WRITTEN REQUEST
For the records that follow, return only the count of lines containing the string "this".
# START OF RAW RECORDS
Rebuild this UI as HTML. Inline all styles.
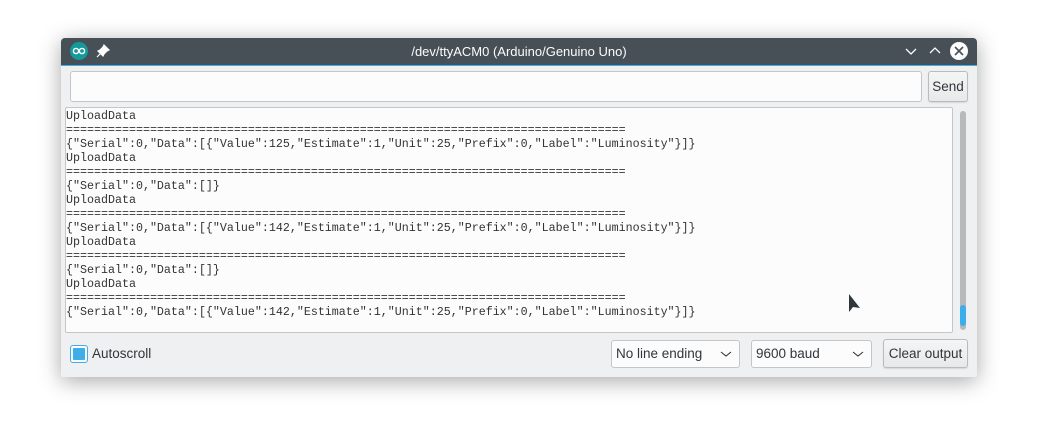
<!DOCTYPE html>
<html><head><meta charset="utf-8"><style>
*{margin:0;padding:0;box-sizing:border-box}
body{width:1038px;height:439px;background:#fff;position:relative;overflow:hidden;font-family:"Liberation Sans",sans-serif}
.win{position:absolute;left:61px;top:38px;width:916px;height:339px;background:#eff0f1;border-radius:4px 4px 2px 2px;box-shadow:0 4px 22px rgba(0,0,0,.35);overflow:hidden}
.tb{position:absolute;left:0;top:0;width:916px;height:28px;background:#475057;border-bottom:1px solid #3daee9}
.title{position:absolute;left:0;right:0;top:6px;text-align:center;color:#fcfcfc;font-size:13px}
.abs{position:absolute}
.input{position:absolute;left:9px;top:33px;width:852px;height:31px;background:#fcfcfc;border:1px solid #c4c6c8;border-radius:3px}
.btn{position:absolute;background:linear-gradient(#f4f5f5,#e8e9ea);border:1px solid #b9bbbd;border-radius:3px;font-size:13.5px;color:#31363b;text-align:center;box-shadow:0 1px 1px rgba(0,0,0,.1)}
.out{position:absolute;left:4px;top:69px;width:888px;height:226px;background:#fcfcfc;border:1px solid #c4c6c8;border-radius:2px;overflow:hidden}
.out pre{font-family:"Liberation Mono",monospace;font-size:11.66px;line-height:14px;color:#333;margin:0;position:relative;top:1px}
.combo{position:absolute;background:#fcfcfc;border:1px solid #c4c6c8;border-radius:3px;font-size:13.5px;color:#31363b;padding:5px 4px}
</style></head><body>
<div class="win">
 <div class="tb">
  <svg class="abs" style="left:8px;top:3px" width="20" height="20" viewBox="0 0 20 20"><circle cx="10" cy="10" r="9" fill="#16999a"/><circle cx="7" cy="10" r="2.6" fill="none" stroke="#fff" stroke-width="1.4"/><circle cx="13" cy="10" r="2.6" fill="none" stroke="#fff" stroke-width="1.4"/></svg>
  <svg class="abs" style="left:35px;top:6px" width="14" height="14" viewBox="0 0 14 14"><path d="M8 1l5 5-2 1-3 3-1 2-5-5 2-1 3-3z M5 9l-4 4" fill="#fff" stroke="#fff" stroke-width="1.2"/></svg>
  <div class="title">/dev/ttyACM0 (Arduino/Genuino Uno)</div>
  <svg class="abs" style="left:843px;top:8px" width="14" height="12"><path d="M2 3l5 5 5-5" fill="none" stroke="#fcfcfc" stroke-width="1.3"/></svg>
  <svg class="abs" style="left:867px;top:6px" width="14" height="12"><path d="M2 9l5-5 5 5" fill="none" stroke="#fcfcfc" stroke-width="1.3"/></svg>
  <svg class="abs" style="left:888px;top:3px" width="20" height="20"><circle cx="10" cy="10" r="9" fill="#fcfcfc"/><path d="M6 6l8 8M14 6l-8 8" stroke="#475057" stroke-width="1.6"/></svg>
 </div>
 <div class="input"></div>
 <div class="btn" style="left:867px;top:33px;width:40px;height:31px;line-height:29px">Send</div>
 <div class="out"><pre>UploadData
================================================================================
{"Serial":0,"Data":[{"Value":125,"Estimate":1,"Unit":25,"Prefix":0,"Label":"Luminosity"}]}
UploadData
================================================================================
{"Serial":0,"Data":[]}
UploadData
================================================================================
{"Serial":0,"Data":[{"Value":142,"Estimate":1,"Unit":25,"Prefix":0,"Label":"Luminosity"}]}
UploadData
================================================================================
{"Serial":0,"Data":[]}
UploadData
================================================================================
{"Serial":0,"Data":[{"Value":142,"Estimate":1,"Unit":25,"Prefix":0,"Label":"Luminosity"}]}</pre>
  <svg class="abs" style="left:782px;top:185px" width="16" height="24"><path d="M1 1v18l4-5 7 1z" fill="#31363b"/></svg>
 </div>
 <div class="abs" style="left:899px;top:73px;width:6px;height:219px;background:#b8b9ba;border-radius:3px"></div>
 <div class="abs" style="left:899px;top:267px;width:6px;height:21px;background:#3daee9;border-radius:3px"></div>
 <div class="abs" style="left:9px;top:307px;width:18px;height:18px;border:1px solid #3daee9;border-radius:3px;background:#fcfcfc"></div>
 <div class="abs" style="left:12px;top:310px;width:12px;height:12px;background:#3daee9;border-radius:1px"></div>
 <div class="abs" style="left:31px;top:308px;font-size:13.5px;color:#31363b">Autoscroll</div>
 <div class="combo" style="left:550px;top:302px;width:129px;height:28px">No line ending</div>
 <svg class="abs" style="left:659px;top:311px" width="12" height="10"><path d="M1 3l5 4 5-4" fill="none" stroke="#31363b" stroke-width="1.1"/></svg>
 <div class="combo" style="left:690px;top:302px;width:121px;height:28px">9600 baud</div>
 <svg class="abs" style="left:791px;top:311px" width="12" height="10"><path d="M1 3l5 4 5-4" fill="none" stroke="#31363b" stroke-width="1.1"/></svg>
 <div class="btn" style="left:822px;top:301px;width:85px;height:29px;line-height:27px">Clear output</div>
</div>
</body></html>
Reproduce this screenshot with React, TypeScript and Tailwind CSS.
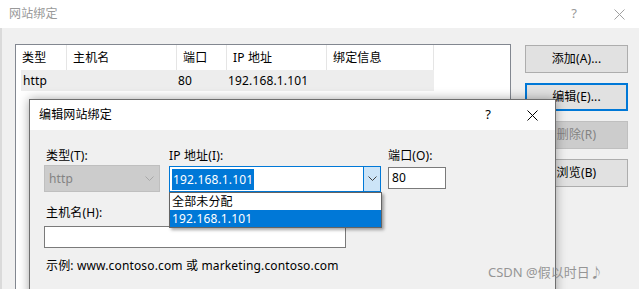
import React from "react";

const font = { fontFamily: '"Noto Sans", "Noto Sans CJK SC", sans-serif' };

function Chevron({ color = "#606060" }: { color?: string }) {
  return (
    <svg width="9" height="6" viewBox="0 0 9 6">
      <polyline points="0.5,0.5 4.5,4.5 8.5,0.5" fill="none" stroke={color} strokeWidth="1" />
    </svg>
  );
}

function CloseX({ color = "#000" }: { color?: string }) {
  return (
    <svg width="11" height="11" viewBox="0 0 11 11">
      <path d="M0.5 0.5 L10.5 10.5 M10.5 0.5 L0.5 10.5" stroke={color} strokeWidth="1" />
    </svg>
  );
}

function Btn({ label, focused, disabled }: { label: string; focused?: boolean; disabled?: boolean }) {
  return (
    <div
      className={
        "h-[28px] w-[103px] flex items-center justify-center text-[12px] " +
        (focused
          ? "border-2 border-[#0078d7] bg-[#e1e1e1] text-black"
          : disabled
          ? "border border-[#bfbfbf] bg-[#cccccc] text-[#838383]"
          : "border border-[#adadad] bg-[#e1e1e1] text-black")
      }
    >
      {label}
    </div>
  );
}

export default function App() {
  return (
    <div className="relative w-[639px] h-[289px] overflow-hidden bg-[#f0f0f0] text-black tracking-[0.15px]" style={font}>
      {/* background dialog */}
      <div className="h-[28px] bg-white flex items-center pl-[9px] pr-[14px] text-[12px] text-[#999999]">
        <span className="flex-1">网站绑定</span>
        <span className="mr-[37px] text-[13px] text-[#999999]">?</span>
        <CloseX color="#a0a0a0" />
      </div>
      <div className="flex pl-[15px] pt-[16px] border-l-[2px] border-[#dadada] h-[261px]">
        <div className="w-[496px] h-[260px] border border-[#828790] bg-white text-[12px] ml-[-2px]">
          <div className="flex h-[25px] items-center">
            <div className="w-[51px] h-full pl-[6px] flex items-center border-r border-[#e5e5e5]">类型</div>
            <div className="w-[110px] h-full pl-[6px] flex items-center border-r border-[#e5e5e5]">主机名</div>
            <div className="w-[50px] h-full pl-[6px] flex items-center border-r border-[#e5e5e5]">端口</div>
            <div className="w-[100px] h-full pl-[6px] flex items-center border-r border-[#e5e5e5]">IP 地址</div>
            <div className="w-[107px] h-full pl-[6px] flex items-center border-r border-[#e5e5e5]">绑定信息</div>
          </div>
          <div className="flex h-[21px] items-center ml-[5px] w-[413px] bg-[#ededed]">
            <div className="w-[156px] pl-[2px]">http</div>
            <div className="w-[50px] pl-[1px]">80</div>
            <div className="pl-[1px]">192.168.1.101</div>
          </div>
        </div>
        <div className="ml-[14px] mt-[1px] flex flex-col gap-[10px]">
          <Btn label="添加(A)..." />
          <Btn label="编辑(E)..." focused />
          <Btn label="删除(R)" disabled />
          <Btn label="浏览(B)" />
        </div>
      </div>

      {/* foreground dialog */}
      <div className="absolute left-[29px] top-[99px] w-[527px] h-[210px] border border-[#6e6e6e] bg-[#f0f0f0] shadow-[0_0_10px_rgba(0,0,0,0.35)]">
        <div className="h-[30px] bg-white flex items-center pl-[9px] pr-[17px] text-[12px]">
          <span className="flex-1">编辑网站绑定</span>
          <span className="mr-[36px] text-[13px]">?</span>
          <CloseX />
        </div>
        <div className="pl-[14px] pt-[18px] text-[12px]">
          <div className="flex">
            <div className="flex flex-col w-[116px]">
              <div className="h-[16px] leading-[16px] pl-[2px]">类型(T):</div>
              <div className="mt-[1px] h-[27px] bg-[#cccccc] border border-[#bfbfbf] flex items-center pl-[4px] pr-[5px] text-[#838383]">
                <span className="flex-1">http</span>
                <Chevron color="#a8a8a8" />
              </div>
            </div>
            <div className="flex flex-col w-[212px] ml-[9px]">
              <div className="h-[16px] leading-[16px]">IP 地址(I):</div>
              <div className="mt-[2px] h-[26px] bg-white border border-[#0078d7] flex items-stretch">
                <div className="flex-1 flex items-center pl-[2px]">
                  <span className="bg-[#0078d7] text-white px-[1px] leading-[21px]">192.168.1.101</span>
                </div>
                <div className="w-[17px] bg-[#cce4f7] border-l border-[#0078d7] flex items-center justify-center">
                  <Chevron color="#404040" />
                </div>
              </div>
            </div>
            <div className="flex flex-col w-[58px] ml-[7px]">
              <div className="h-[16px] leading-[16px]">端口(O):</div>
              <div className="mt-[3px] h-[22px] bg-white border border-[#7a7a7a] flex items-center pl-[3px]">80</div>
            </div>
          </div>
          <div className="mt-[13px] h-[16px] leading-[16px] pl-[2px]">主机名(H):</div>
          <div className="mt-[5px] w-[302px] h-[22px] bg-white border border-[#7a7a7a]"></div>
          <div className="mt-[10px] leading-[16px] pl-[2px]">示例: www.contoso.com 或 marketing.contoso.com</div>
        </div>

        {/* dropdown list */}
        <div className="absolute left-[139px] top-[92px] w-[213px] h-[36px] bg-white border border-[#646464] shadow-[2px_2px_3px_rgba(0,0,0,0.35)] text-[12px]">
          <div className="h-[17px] leading-[17px] pl-[2px]">全部未分配</div>
          <div className="h-[17px] leading-[17px] pl-[2px] bg-[#0078d7] text-white">192.168.1.101</div>
        </div>
      </div>

      {/* watermark */}
      <div className="absolute left-[488px] top-[263px] text-[13px] tracking-normal text-[#8c8c8c] opacity-90">CSDN @假以时日♪</div>
    </div>
  );
}
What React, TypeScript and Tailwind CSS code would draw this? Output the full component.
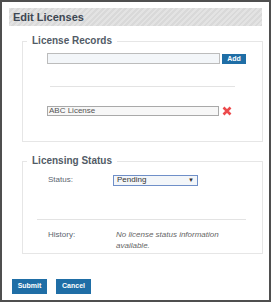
import React from "react";

export default function App() {
  const font = { fontFamily: '"Liberation Sans", Arial, sans-serif' };
  return (
    <div style={font} className="w-[271px] h-[302px] bg-white border-2 border-[#4f4f4f] box-border overflow-hidden text-[#555]">
      <div className="pt-[6px] px-[7px]">
        <div className="h-[18px] flex items-center pl-[4px] bg-[repeating-linear-gradient(135deg,#e3e3e3_0px,#e3e3e3_2px,#d9d9d9_2px,#d9d9d9_4px)]">
          <span className="text-[11px] font-bold text-[#3d4753]">Edit Licenses</span>
        </div>
      </div>

      <fieldset className="ml-[20px] mr-[6px] mt-[9px] border border-[#e6e6e6] h-[107px]">
        <legend className="ml-[4px] px-[5px] text-[10px] font-bold text-[#525b66] leading-[12px]">License Records</legend>
        <div className="flex items-center pl-[24px] mt-[6px]">
          <div className="w-[173px] h-[11px] border border-[#bcbcbc] bg-[#f3f6f9]" />
          <button className="ml-[2px] w-[24px] h-[10px] bg-[#1f6ea6] text-white text-[7px] font-bold leading-[10px]">Add</button>
        </div>
        <div className="ml-[27px] w-[185px] mt-[22px] h-px bg-[#e3e3e3]" />
        <div className="flex items-center pl-[24px] mt-[19px]">
          <div className="w-[172px] h-[10px] border border-[#a9a9a9] bg-[#f7f7f7] text-[8px] leading-[8px] pl-[1px] text-[#555]">ABC License</div>
          <svg width="10" height="10" viewBox="0 0 10 10" className="ml-[3px]">
            <path d="M1.5 1.5 L8.5 8.5 M8.5 1.5 L1.5 8.5" stroke="#ec4a4c" strokeWidth="2.6" strokeLinecap="butt" />
          </svg>
        </div>
      </fieldset>

      <fieldset className="ml-[20px] mr-[6px] mt-[13px] border border-[#e6e6e6] h-[99px]">
        <legend className="ml-[4px] px-[5px] text-[10px] font-bold text-[#525b66] leading-[12px]">Licensing Status</legend>
        <div className="flex items-center mt-[7px] text-[8px]">
          <span className="w-[90px] pl-[25px] text-[#5b6570]">Status:</span>
          <div className="w-[85px] h-[11px] border border-[#6f8fc8] bg-[#f3f6f9] flex items-center justify-between px-[3px] text-[8px] text-[#333]">
            <span>Pending</span>
            <span className="text-[6px]">▼</span>
          </div>
        </div>
        <div className="ml-[14px] w-[209px] mt-[33px] h-px bg-[#e3e3e3]" />
        <div className="flex mt-[9px] text-[8px] leading-[11px]">
          <span className="w-[93px] pl-[25px] text-[#5b6570]">History:</span>
          <span className="italic text-[#666] w-[110px]">No license status information available.</span>
        </div>
      </fieldset>

      <div className="flex gap-[9px] pl-[10px] mt-[25px]">
        <button className="w-[35px] h-[15px] bg-[#1f6ea6] text-white text-[7px] font-bold">Submit</button>
        <button className="w-[35px] h-[15px] bg-[#1f6ea6] text-white text-[7px] font-bold">Cancel</button>
      </div>
    </div>
  );
}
# END OF RAW RECORDS
THE OUTPUT
3